◆ Task requirements ◆
In the listing that follows, how many lines contain "page"? Give the number only.

'''

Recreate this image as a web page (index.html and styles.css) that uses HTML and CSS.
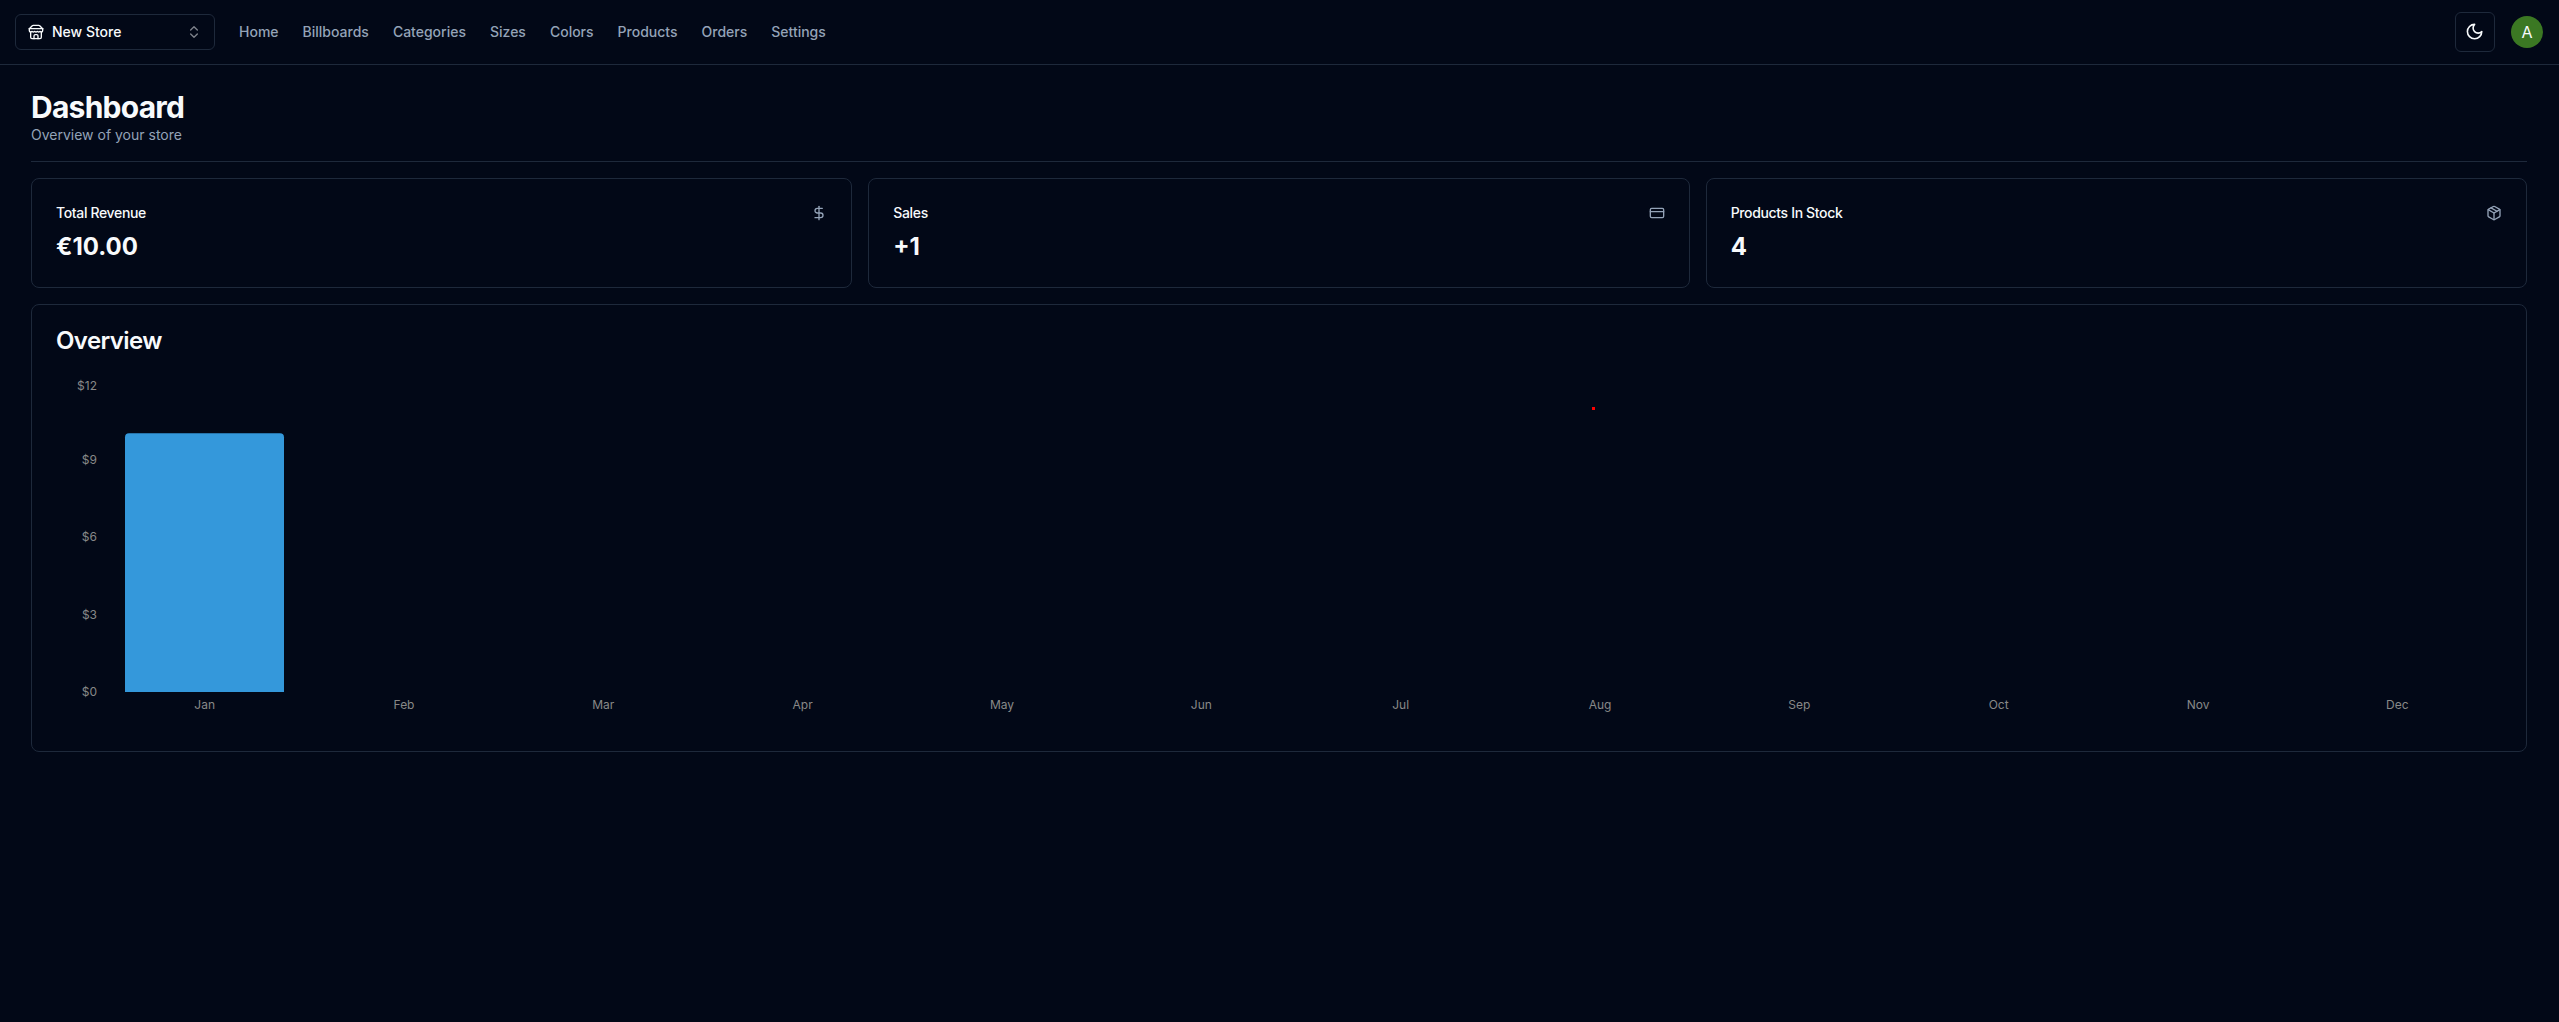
FILE: index.html
```html
<!DOCTYPE html>
<html lang="en">
<head>
<meta charset="utf-8">
<title>Dashboard</title>
<link rel="stylesheet" href="styles.css">
</head>
<body>
<header class="navbar">
  <button class="switcher">
    <svg class="icon icon-mr" viewBox="0 0 24 24"><path d="m2 7 4.41-4.41A2 2 0 0 1 7.83 2h8.34a2 2 0 0 1 1.42.59L22 7"/><path d="M4 12v8a2 2 0 0 0 2 2h12a2 2 0 0 0 2-2v-8"/><path d="M15 22v-4a2 2 0 0 0-2-2h-2a2 2 0 0 0-2 2v4"/><path d="M2 7h20"/><path d="M22 7v3a2 2 0 0 1-2 2 2.7 2.7 0 0 1-1.59-.63.7.7 0 0 0-.82 0A2.7 2.7 0 0 1 16 12a2.7 2.7 0 0 1-1.59-.63.7.7 0 0 0-.82 0A2.7 2.7 0 0 1 12 12a2.7 2.7 0 0 1-1.59-.63.7.7 0 0 0-.82 0A2.7 2.7 0 0 1 8 12a2.7 2.7 0 0 1-1.59-.63.7.7 0 0 0-.82 0A2.7 2.7 0 0 1 4 12a2 2 0 0 1-2-2V7"/></svg>
    <span class="switcher-label">New Store</span>
    <svg class="icon icon-faded" viewBox="0 0 24 24"><path d="m7 15 5 5 5-5"/><path d="m7 9 5-5 5 5"/></svg>
  </button>
  <nav class="nav">
    <a class="nav-link">Home</a>
    <a class="nav-link">Billboards</a>
    <a class="nav-link">Categories</a>
    <a class="nav-link">Sizes</a>
    <a class="nav-link">Colors</a>
    <a class="nav-link">Products</a>
    <a class="nav-link">Orders</a>
    <a class="nav-link">Settings</a>
  </nav>
  <div class="nav-right">
    <button class="theme-btn">
      <svg class="icon-moon" viewBox="0 0 24 24"><path d="M12 3a6 6 0 0 0 9 9 9 9 0 1 1-9-9Z"/></svg>
    </button>
    <div class="avatar">A</div>
  </div>
</header>

<main class="page">
  <div class="heading">
    <h1 class="title">Dashboard</h1>
    <p class="subtitle">Overview of your store</p>
  </div>
  <hr class="separator">

  <section class="stats">
    <article class="card stat">
      <div class="stat-head">
        <h3 class="stat-title">Total Revenue</h3>
        <svg class="icon icon-muted" viewBox="0 0 24 24"><path d="M12 2v20"/><path d="M17 5H9.5a3.5 3.5 0 0 0 0 7h5a3.5 3.5 0 0 1 0 7H6"/></svg>
      </div>
      <div class="stat-value">€10.00</div>
    </article>
    <article class="card stat">
      <div class="stat-head">
        <h3 class="stat-title">Sales</h3>
        <svg class="icon icon-muted" viewBox="0 0 24 24"><rect x="2" y="5" width="20" height="14" rx="2"/><path d="M2 10h20"/></svg>
      </div>
      <div class="stat-value">+1</div>
    </article>
    <article class="card stat">
      <div class="stat-head">
        <h3 class="stat-title">Products In Stock</h3>
        <svg class="icon icon-muted" viewBox="0 0 24 24"><path d="m7.5 4.27 9 5.15"/><path d="M21 8a2 2 0 0 0-1-1.73l-7-4a2 2 0 0 0-2 0l-7 4A2 2 0 0 0 3 8v8a2 2 0 0 0 1 1.73l7 4a2 2 0 0 0 2 0l7-4A2 2 0 0 0 21 16Z"/><path d="m3.3 7 8.7 5 8.7-5"/><path d="M12 22V12"/></svg>
      </div>
      <div class="stat-value">4</div>
    </article>
  </section>

  <section class="card overview">
    <h2 class="overview-title">Overview</h2>
    <svg class="chart" viewBox="0 0 2462 350">
      <path class="bar" d="M85 315V60.3a4 4 0 0 1 4-4H240a4 4 0 0 1 4 4V315Z"/>
      <rect class="dot" x="1552" y="30" width="3" height="3"/>
      <g class="y-axis">
        <text x="57" y="13">$12</text>
        <text x="57" y="87">$9</text>
        <text x="57" y="164">$6</text>
        <text x="57" y="242">$3</text>
        <text x="57" y="319">$0</text>
      </g>
      <g class="x-axis">
        <text x="164.67" y="332">Jan</text>
        <text x="364" y="332">Feb</text>
        <text x="563.33" y="332">Mar</text>
        <text x="762.67" y="332">Apr</text>
        <text x="962" y="332">May</text>
        <text x="1161.33" y="332">Jun</text>
        <text x="1360.67" y="332">Jul</text>
        <text x="1560" y="332">Aug</text>
        <text x="1759.33" y="332">Sep</text>
        <text x="1958.67" y="332">Oct</text>
        <text x="2158" y="332">Nov</text>
        <text x="2357.33" y="332">Dec</text>
      </g>
    </svg>
  </section>
</main>
</body>
</html>
```

FILE: styles.css
```css
* { box-sizing: border-box; }

html, body { height: 100%; }

body {
  margin: 0;
  background: #020817;
  color: #f8fafc;
  font-family: Inter, "Liberation Sans", sans-serif;
  font-size: 14px;
  line-height: 20px;
  overflow: hidden;
}

.icon {
  width: 16px;
  height: 16px;
  flex: none;
  fill: none;
  stroke: currentColor;
  stroke-width: 2;
  stroke-linecap: round;
  stroke-linejoin: round;
}

.icon-mr { margin-right: 8px; }
.icon-faded { opacity: .5; margin-left: auto; }
.icon-muted { color: #94a3b8; }

.navbar {
  display: flex;
  align-items: center;
  height: 65px;
  padding: 0 16px 0 15px;
  border-bottom: 1px solid #1e293b;
}

.switcher {
  display: flex;
  align-items: center;
  width: 200px;
  height: 36px;
  padding: 0 12px;
  background: transparent;
  border: 1px solid #1e293b;
  border-radius: 6px;
  color: #f8fafc;
  font: 500 14px/20px Inter, "Liberation Sans", sans-serif;
}

.nav {
  display: flex;
  align-items: center;
  gap: 24px;
  margin-left: 24px;
}

.nav-link {
  color: #94a3b8;
  font-weight: 500;
}

.nav-right {
  display: flex;
  align-items: center;
  gap: 16px;
  margin-left: auto;
}

.theme-btn {
  display: flex;
  align-items: center;
  justify-content: center;
  width: 40px;
  height: 40px;
  padding: 0;
  background: transparent;
  border: 1px solid #1e293b;
  border-radius: 6px;
  color: #f8fafc;
}

.icon-moon {
  width: 19.2px;
  height: 19.2px;
  fill: none;
  stroke: currentColor;
  stroke-width: 2;
  stroke-linecap: round;
  stroke-linejoin: round;
}

.avatar {
  display: flex;
  align-items: center;
  justify-content: center;
  width: 32px;
  height: 32px;
  border-radius: 50%;
  background: #3b7823;
  color: #f8fafc;
  font-size: 16px;
}

.page {
  display: flex;
  flex-direction: column;
  gap: 16px;
  padding: 24px 32px 32px 31px;
}

.title {
  margin: 0;
  font-size: 30px;
  line-height: 36px;
  font-weight: 700;
  letter-spacing: -.75px;
}

.subtitle {
  margin: 0;
  color: #94a3b8;
}

.separator {
  width: 100%;
  height: 1px;
  margin: 0;
  border: 0;
  background: #1e293b;
}

.stats {
  display: grid;
  grid-template-columns: repeat(3, 1fr);
  gap: 16px;
}

.card {
  border: 1px solid #1e293b;
  border-radius: 8px;
  background: #020817;
}

.stat { padding: 24px; }

.stat-head {
  display: flex;
  align-items: center;
  justify-content: space-between;
  padding-bottom: 8px;
}

.stat-title {
  margin: 0;
  font-size: 14px;
  line-height: 20px;
  font-weight: 500;
  letter-spacing: -.35px;
}

.stat-value {
  font-size: 24px;
  line-height: 32px;
  font-weight: 700;
}

.overview { padding: 24px 24px 24px 8px; }

.overview-title {
  margin: 0 0 24px 16px;
  font-size: 24px;
  line-height: 24px;
  font-weight: 600;
  letter-spacing: -.6px;
}

.chart {
  display: block;
  width: 2462px;
  height: 350px;
  font-size: 12px;
}

.bar { fill: #3498db; }
.dot { fill: #ff0000; }
.y-axis text { fill: #888888; text-anchor: end; }
.x-axis text { fill: #888888; text-anchor: middle; }
```
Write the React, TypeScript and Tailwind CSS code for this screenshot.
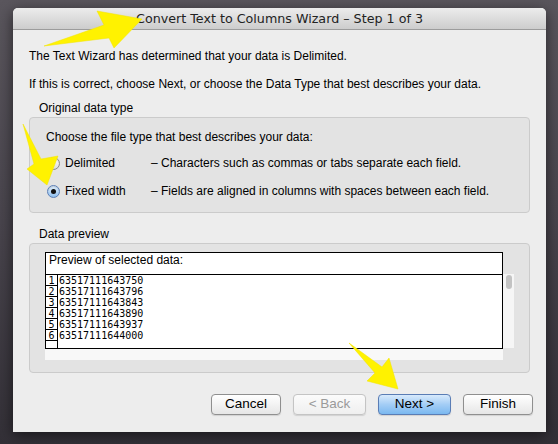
import React from 'react';

const ui = { fontFamily: '"Lucida Grande", "Liberation Sans", Arial, sans-serif' };
const title = { fontFamily: '"Lucida Grande", "DejaVu Sans", sans-serif' };
const mono = { fontFamily: '"DejaVu Sans Mono", "Liberation Mono", monospace' };

const rows = [
  '63517111643750',
  '63517111643796',
  '63517111643843',
  '63517111643890',
  '63517111643937',
  '63517111644000',
];

const Radio: React.FC<{ checked?: boolean }> = ({ checked }) => (
  <span
    className={`flex h-[13px] w-[13px] items-center justify-center rounded-full border shadow-[inset_0_1px_1px_rgba(0,0,0,0.15)] ${
      checked
        ? 'border-[#5b7fb6] bg-gradient-to-b from-[#e3f0fc] to-[#8fc0ef]'
        : 'border-[#8a8a8a] bg-gradient-to-b from-white to-[#dcdcdc]'
    }`}
  >
    {checked && <span className="h-[5px] w-[5px] rounded-full bg-[#111]" />}
  </span>
);

const Button: React.FC<{ label: string; w: string; variant?: 'default' | 'primary' | 'disabled' }> = ({
  label,
  w,
  variant = 'default',
}) => {
  const cls =
    variant === 'primary'
      ? 'border-[#5a7db5] bg-gradient-to-b from-[#d8eafc] via-[#a3cdf5] to-[#7ab8f0] text-black'
      : variant === 'disabled'
        ? 'border-[#c4c4c4] bg-gradient-to-b from-[#fbfbfb] to-[#efefef] text-[#9a9a9a]'
        : 'border-[#8f8f8f] bg-gradient-to-b from-white to-[#e6e6e6] text-black';
  return (
    <div className={`${w} flex h-[21px] items-center justify-center rounded-[4px] border text-[13.5px] shadow-[0_1px_1px_rgba(0,0,0,0.12)] ${cls}`}>
      {label}
    </div>
  );
};

export default function App() {
  return (
    <div className="relative h-[444px] w-[558px] overflow-hidden bg-gradient-to-b from-[#5a565d] via-[#48444c] to-[#333037]" style={ui}>
      <div className="ml-[13px] pt-[8px]">
        <div className="flex h-[424px] w-[533px] flex-col overflow-hidden rounded-t-[5px] bg-[#ededed] shadow-[0_3px_14px_rgba(0,0,0,0.55)]">
          {/* title bar */}
          <div
            className="flex h-[22px] shrink-0 items-center justify-center border-b border-[#9c9c9c] bg-gradient-to-b from-[#ececec] to-[#cdcdcd] pt-[1px] text-[12.7px] text-[#222]"
            style={title}
          >
            Convert Text to Columns Wizard – Step 1 of 3
          </div>

          <div className="flex flex-col px-[16px] text-[12px] leading-[15px] text-black">
            <div className="mt-[19px]">The Text Wizard has determined that your data is Delimited.</div>
            <div className="mt-[13px]">If this is correct, choose Next, or choose the Data Type that best describes your data.</div>

            <div className="mt-[9px] pl-[10px]">Original data type</div>
            <div className="mt-[1px] flex h-[96px] flex-col rounded-[4px] border border-[#cbcbcb] bg-[#e3e3e3] px-[16px]">
              <div className="mt-[12px]">Choose the file type that best describes your data:</div>
              <div className="mt-[11px] flex items-center">
                <div className="ml-[1px]"><Radio /></div>
                <span className="ml-[5px] w-[86px]">Delimited</span>
                <span>– Characters such as commas or tabs separate each field.</span>
              </div>
              <div className="mt-[13px] flex items-center">
                <div className="ml-[1px]"><Radio checked /></div>
                <span className="ml-[5px] w-[86px]">Fixed width</span>
                <span>– Fields are aligned in columns with spaces between each field.</span>
              </div>
            </div>

            <div className="mt-[14px] pl-[10px]">Data preview</div>
            <div className="mt-[1px] flex h-[130px] flex-col rounded-[4px] border border-[#cbcbcb] bg-[#e3e3e3] px-[15px] pt-[8px]">
              <div className="flex">
                <div className="flex w-[458px] flex-col">
                  <div className="h-[23px] border border-black bg-white pl-[3px] text-[12px] leading-[14px]">
                    Preview of selected data:
                  </div>
                  <div className="flex h-[74px] border-x border-b border-black bg-white text-[10px] leading-[11px]" style={mono}>
                    <div className="flex w-[12px] flex-col border-r border-black">
                      {rows.map((_, i) => (
                        <div key={i} className="h-[11px] border-b border-black text-center">
                          {i + 1}
                        </div>
                      ))}
                    </div>
                    <div className="flex flex-col pl-[1px]">
                      {rows.map((r) => (
                        <div key={r} className="h-[11px]">
                          {r}
                        </div>
                      ))}
                    </div>
                  </div>
                  <div className="h-[11px] bg-[#f8f8f8]" />
                </div>
                <div className="mt-[22px] h-[74px] w-[11px] bg-[#f6f6f6] pt-[1px]">
                  <div className="ml-[3px] h-[14px] w-[6px] rounded-full bg-[#c3c3c3]" />
                </div>
              </div>
            </div>
          </div>

          <div className="mt-[21px] flex gap-[12px] pl-[198px]">
            <Button label="Cancel" w="w-[70px]" />
            <Button label="< Back" w="w-[73px]" variant="disabled" />
            <Button label="Next >" w="w-[73px]" variant="primary" />
            <Button label="Finish" w="w-[70px]" />
          </div>
        </div>
      </div>

      {/* yellow annotation arrows */}
      <svg className="pointer-events-none absolute left-0 top-0" width="558" height="444">
        <g fill="#fff200" stroke="#f2e400" strokeWidth="0.5" strokeLinejoin="round">
          <polygon points="44,46 104,25 97,11 142,19 114,48 109,38" />
          <polygon points="23,124 41,159 58,156 47,185 27,169 34,164" />
          <polygon points="349,343 382,367 389,358 398,389 367,381 375,373" />
        </g>
      </svg>
    </div>
  );
}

'''

◆ The answer ◆
3